*SET TASK*. Copy every line with the string "page" in it.

* BEGIN *

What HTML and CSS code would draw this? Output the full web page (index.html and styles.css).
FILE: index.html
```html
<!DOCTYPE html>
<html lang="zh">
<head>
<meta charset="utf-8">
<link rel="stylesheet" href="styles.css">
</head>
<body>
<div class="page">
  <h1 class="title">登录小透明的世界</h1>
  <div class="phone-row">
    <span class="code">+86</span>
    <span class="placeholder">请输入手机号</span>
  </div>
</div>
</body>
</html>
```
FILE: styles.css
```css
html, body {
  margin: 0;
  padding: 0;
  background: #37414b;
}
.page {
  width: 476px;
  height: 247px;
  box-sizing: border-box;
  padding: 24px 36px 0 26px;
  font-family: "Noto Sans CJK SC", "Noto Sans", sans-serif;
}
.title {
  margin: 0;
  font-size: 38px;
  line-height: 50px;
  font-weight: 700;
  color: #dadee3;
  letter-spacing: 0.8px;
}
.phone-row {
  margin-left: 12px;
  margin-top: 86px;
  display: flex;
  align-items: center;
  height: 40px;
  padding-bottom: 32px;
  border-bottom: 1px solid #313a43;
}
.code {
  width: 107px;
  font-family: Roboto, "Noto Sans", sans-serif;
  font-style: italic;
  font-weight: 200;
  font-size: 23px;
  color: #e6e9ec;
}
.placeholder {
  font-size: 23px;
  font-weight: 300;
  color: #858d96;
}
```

* END *
* BEGIN *

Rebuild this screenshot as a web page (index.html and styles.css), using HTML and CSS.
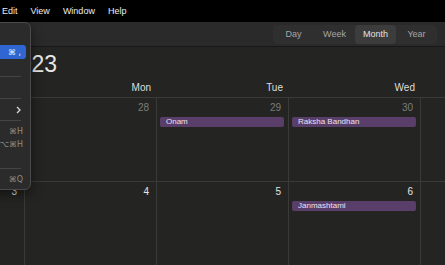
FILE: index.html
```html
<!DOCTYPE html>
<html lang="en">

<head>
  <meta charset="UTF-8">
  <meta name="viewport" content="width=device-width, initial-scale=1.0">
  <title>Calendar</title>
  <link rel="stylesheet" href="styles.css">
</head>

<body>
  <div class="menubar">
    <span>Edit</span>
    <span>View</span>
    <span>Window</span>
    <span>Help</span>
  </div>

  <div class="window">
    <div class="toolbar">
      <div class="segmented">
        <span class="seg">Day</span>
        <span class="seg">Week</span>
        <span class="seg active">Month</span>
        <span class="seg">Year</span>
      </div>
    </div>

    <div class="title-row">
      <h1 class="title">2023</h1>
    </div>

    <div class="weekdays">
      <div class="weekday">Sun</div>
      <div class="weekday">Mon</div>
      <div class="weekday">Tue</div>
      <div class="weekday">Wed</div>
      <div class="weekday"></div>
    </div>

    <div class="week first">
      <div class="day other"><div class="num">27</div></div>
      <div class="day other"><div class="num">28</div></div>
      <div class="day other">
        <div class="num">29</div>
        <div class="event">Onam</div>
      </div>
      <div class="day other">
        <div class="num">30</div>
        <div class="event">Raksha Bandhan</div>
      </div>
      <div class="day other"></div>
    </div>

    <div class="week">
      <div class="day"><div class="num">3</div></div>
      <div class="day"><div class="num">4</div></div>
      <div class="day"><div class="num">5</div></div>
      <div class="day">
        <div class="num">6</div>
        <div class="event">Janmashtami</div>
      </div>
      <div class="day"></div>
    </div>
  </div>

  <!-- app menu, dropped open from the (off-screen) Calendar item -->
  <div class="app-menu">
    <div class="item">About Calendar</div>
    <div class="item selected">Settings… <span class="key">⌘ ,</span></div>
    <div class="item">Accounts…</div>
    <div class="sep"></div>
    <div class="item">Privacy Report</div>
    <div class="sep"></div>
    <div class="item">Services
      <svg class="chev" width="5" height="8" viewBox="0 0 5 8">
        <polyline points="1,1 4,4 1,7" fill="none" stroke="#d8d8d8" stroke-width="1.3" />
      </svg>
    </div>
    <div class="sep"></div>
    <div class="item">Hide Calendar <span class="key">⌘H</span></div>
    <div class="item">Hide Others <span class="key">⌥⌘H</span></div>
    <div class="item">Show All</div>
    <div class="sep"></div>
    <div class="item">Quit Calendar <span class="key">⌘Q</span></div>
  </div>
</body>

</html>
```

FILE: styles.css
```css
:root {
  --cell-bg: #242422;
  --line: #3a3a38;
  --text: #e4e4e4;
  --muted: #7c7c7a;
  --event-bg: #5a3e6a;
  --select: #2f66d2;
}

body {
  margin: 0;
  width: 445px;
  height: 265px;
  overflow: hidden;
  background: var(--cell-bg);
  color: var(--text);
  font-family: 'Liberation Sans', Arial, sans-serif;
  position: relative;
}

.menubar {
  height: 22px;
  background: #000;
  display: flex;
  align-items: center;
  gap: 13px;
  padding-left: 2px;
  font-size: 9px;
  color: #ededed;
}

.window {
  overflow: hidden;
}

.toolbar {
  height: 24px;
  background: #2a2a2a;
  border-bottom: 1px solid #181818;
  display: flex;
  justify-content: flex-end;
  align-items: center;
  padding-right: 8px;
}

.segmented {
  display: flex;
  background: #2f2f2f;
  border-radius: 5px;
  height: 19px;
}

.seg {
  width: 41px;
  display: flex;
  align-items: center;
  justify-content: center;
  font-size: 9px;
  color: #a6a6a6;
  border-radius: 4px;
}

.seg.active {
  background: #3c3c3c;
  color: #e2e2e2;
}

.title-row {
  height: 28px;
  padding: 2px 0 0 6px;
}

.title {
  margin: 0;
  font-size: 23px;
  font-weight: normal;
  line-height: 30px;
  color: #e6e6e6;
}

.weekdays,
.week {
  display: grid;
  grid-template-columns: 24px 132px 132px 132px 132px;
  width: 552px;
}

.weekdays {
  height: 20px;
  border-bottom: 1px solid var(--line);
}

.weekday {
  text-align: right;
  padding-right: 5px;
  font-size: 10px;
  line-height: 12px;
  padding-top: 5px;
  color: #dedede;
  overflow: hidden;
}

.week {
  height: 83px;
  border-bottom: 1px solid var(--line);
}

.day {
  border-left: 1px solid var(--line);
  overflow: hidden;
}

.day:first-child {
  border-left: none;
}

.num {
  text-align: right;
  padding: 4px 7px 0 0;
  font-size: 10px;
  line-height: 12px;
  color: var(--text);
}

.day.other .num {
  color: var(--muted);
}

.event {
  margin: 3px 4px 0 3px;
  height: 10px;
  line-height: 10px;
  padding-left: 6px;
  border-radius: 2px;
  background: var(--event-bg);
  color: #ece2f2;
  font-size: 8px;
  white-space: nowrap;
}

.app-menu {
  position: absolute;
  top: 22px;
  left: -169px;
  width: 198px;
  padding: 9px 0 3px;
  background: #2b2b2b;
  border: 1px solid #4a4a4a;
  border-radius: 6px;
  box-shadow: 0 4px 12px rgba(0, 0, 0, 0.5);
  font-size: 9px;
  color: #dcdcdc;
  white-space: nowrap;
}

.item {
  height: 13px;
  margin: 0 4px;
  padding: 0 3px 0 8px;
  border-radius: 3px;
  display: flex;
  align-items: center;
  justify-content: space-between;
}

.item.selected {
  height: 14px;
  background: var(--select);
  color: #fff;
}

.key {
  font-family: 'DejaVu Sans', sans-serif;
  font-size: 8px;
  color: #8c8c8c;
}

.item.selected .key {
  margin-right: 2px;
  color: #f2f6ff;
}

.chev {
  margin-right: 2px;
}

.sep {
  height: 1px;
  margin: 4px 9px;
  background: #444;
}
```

* END *

*FINISHED TASK*.
What HTML and CSS code would draw this? Output the full web page (index.html and styles.css).
<div class="page">
.page {
Rebuild this screenshot as a web page (index.html and styles.css), using HTML and CSS.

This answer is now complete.